Laptops, files stolen from press-freedom group
In the small offices of the Iraqi Journalistic Freedoms Observatory in central Baghdad, the locks on the doors had been broken, hard drives removed from computers, and furniture overturned after Iraqi security forces entered the building overnight.
Project manager Bashar al-Mandalawy says the security guard who reported the break-in said Iraqi soldiers in Humvees had turned up at about 2 a.m., smashing the locks and then removing laptops, other computer equipment, cameras, and paper files.

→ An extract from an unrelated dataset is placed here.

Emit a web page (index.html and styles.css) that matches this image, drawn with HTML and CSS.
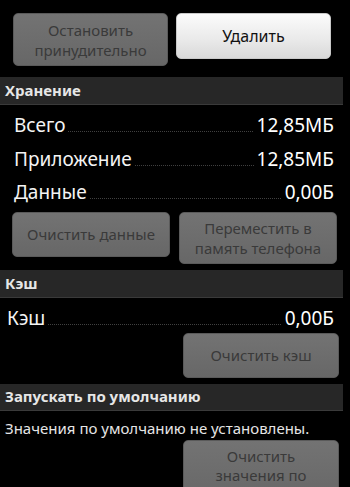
FILE: index.html
```html
<!DOCTYPE html>
<html lang="ru">
<head>
<meta charset="utf-8">
<title>О приложении</title>
<link rel="stylesheet" href="styles.css">
</head>
<body>
<div class="screen">
  <div class="actions">
    <div class="btn btn-disabled btn-force">Остановить<br>принудительно</div>
    <div class="btn btn-primary btn-delete">Удалить</div>
  </div>

  <div class="section-header">Хранение</div>
  <div class="rows">
    <div class="row"><span class="label">Всего</span><span class="leader"></span><span class="value">12,85МБ</span></div>
    <div class="row"><span class="label">Приложение</span><span class="leader"></span><span class="value">12,85МБ</span></div>
    <div class="row"><span class="label">Данные</span><span class="leader"></span><span class="value">0,00Б</span></div>
  </div>
  <div class="actions actions-storage">
    <div class="btn btn-disabled btn-clear-data">Очистить данные</div>
    <div class="btn btn-disabled btn-move">Переместить в<br>память телефона</div>
  </div>

  <div class="section-header header-cache">Кэш</div>
  <div class="rows rows-cache">
    <div class="row row-cache"><span class="label">Кэш</span><span class="leader"></span><span class="value">0,00Б</span></div>
  </div>
  <div class="actions actions-right">
    <div class="btn btn-disabled btn-clear-cache">Очистить кэш</div>
  </div>

  <div class="section-header header-default">Запускать по умолчанию</div>
  <div class="note">Значения по умолчанию не установлены.</div>
  <div class="actions actions-right">
    <div class="btn btn-disabled btn-clear-defaults">Очистить<br>значения по</div>
  </div>
</div>
</body>
</html>
```

FILE: styles.css
```css
html, body {
  margin: 0;
  padding: 0;
  background: #000;
}

body {
  font-family: "Noto Sans", "Open Sans", "DejaVu Sans", sans-serif;
  color: #f2f2f2;
  width: 350px;
  height: 487px;
  overflow: hidden;
}

.screen {
  display: flex;
  flex-direction: column;
}

.actions {
  display: flex;
  align-items: flex-start;
  gap: 8px;
  padding: 13px 19px 0 13px;
}

.btn {
  box-sizing: border-box;
  display: flex;
  align-items: center;
  justify-content: center;
  text-align: center;
  border-radius: 5px;
  font-size: 15px;
  line-height: 20px;
}

.btn-disabled {
  background: linear-gradient(#737373, #676767);
  border: 1px solid #5a5a5a;
  color: #3a3a3a;
}

.btn-primary {
  background: linear-gradient(#fbfbfb, #e9e9e9 60%, #d9d9d9);
  border: 1px solid #c9c9c9;
  color: #111;
  font-size: 16px;
}

.btn-force {
  width: 155px;
  height: 53px;
}

.btn-delete {
  width: 155px;
  height: 46px;
}

.section-header {
  box-sizing: border-box;
  width: 343px;
  height: 28px;
  margin-top: 11px;
  padding: 3px 0 0 5px;
  background: #272727;
  border-bottom: 1px solid #3a3a3a;
  color: #e6e6e6;
  font-weight: bold;
  font-size: 15px;
  line-height: 20px;
}

.rows {
  padding: 4px 16px 0 14px;
}

.row {
  display: flex;
  align-items: baseline;
  font-size: 19px;
  line-height: 33.5px;
}

.label {
  color: #f4f4f4;
}

.value {
  color: #fff;
}

.leader {
  flex: 1;
  height: 1px;
  margin: 0 3px;
  background-image: linear-gradient(to right, #404040 50%, transparent 50%);
  background-size: 2px 1px;
  background-repeat: repeat-x;
}

.actions-storage {
  gap: 9px;
  padding: 2px 13px 0 12px;
}

.btn-clear-data {
  width: 158px;
  height: 45px;
}

.btn-move {
  width: 158px;
  height: 52px;
}

.header-cache {
  margin-top: 6px;
}

.rows-cache {
  padding: 5px 16px 0 7px;
}

.row-cache {
  line-height: 30px;
}

.actions-right {
  justify-content: flex-end;
  padding: 0 11px 0 0;
}

.btn-clear-cache {
  width: 156px;
  height: 45px;
}

.header-default {
  margin-top: 6px;
  height: 27px;
  padding-top: 2px;
}

.note {
  padding: 5px 0 0 5px;
  font-size: 15px;
  line-height: 24px;
  color: #e6e6e6;
}

.btn-clear-defaults {
  width: 156px;
  height: 60px;
  align-items: flex-start;
  padding-top: 6px;
  line-height: 19px;
}
```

“The only reason behind this is to stop freedom of the press and expression in this country,” says Mr. Mandalawy. On the weekend, an independent television station in the northern Iraqi city of Sulaimaniya was set on fire and heavily damaged in apparent retaliation for airing footage of antigovernment demonstrations in the Kurdish city.
Streets, bridges closed
Not far from Baghdad's Green Zone in the Salhiyah neighborhood, where residents have held regular protests demanding to be given the apartments they’re renting, dozens of Iraqi Army Humvees and police trucks lined the main street today. Federal policemen manned guns mounted on the backs of police pickup trucks.
Major streets and bridges were closed – some suddenly listed as under renovation.
In the Kurdish city of Sulaimaniya in northern Iraq, several thousand people gathered peacefully on Tuesday in what appeared to be the largest demonstration in Iraq since protests began sweeping the Arab world. In Iraq as in elsewhere, much of the anger has been focused on corruption and poverty.
Estimates placed the number of demonstrators in Suleymania at between 3,000 and 5,000 – all demanding political and economic reform. Their numbers have grown since a young protester was shot dead by Kurdish security forces at a demonstration last week.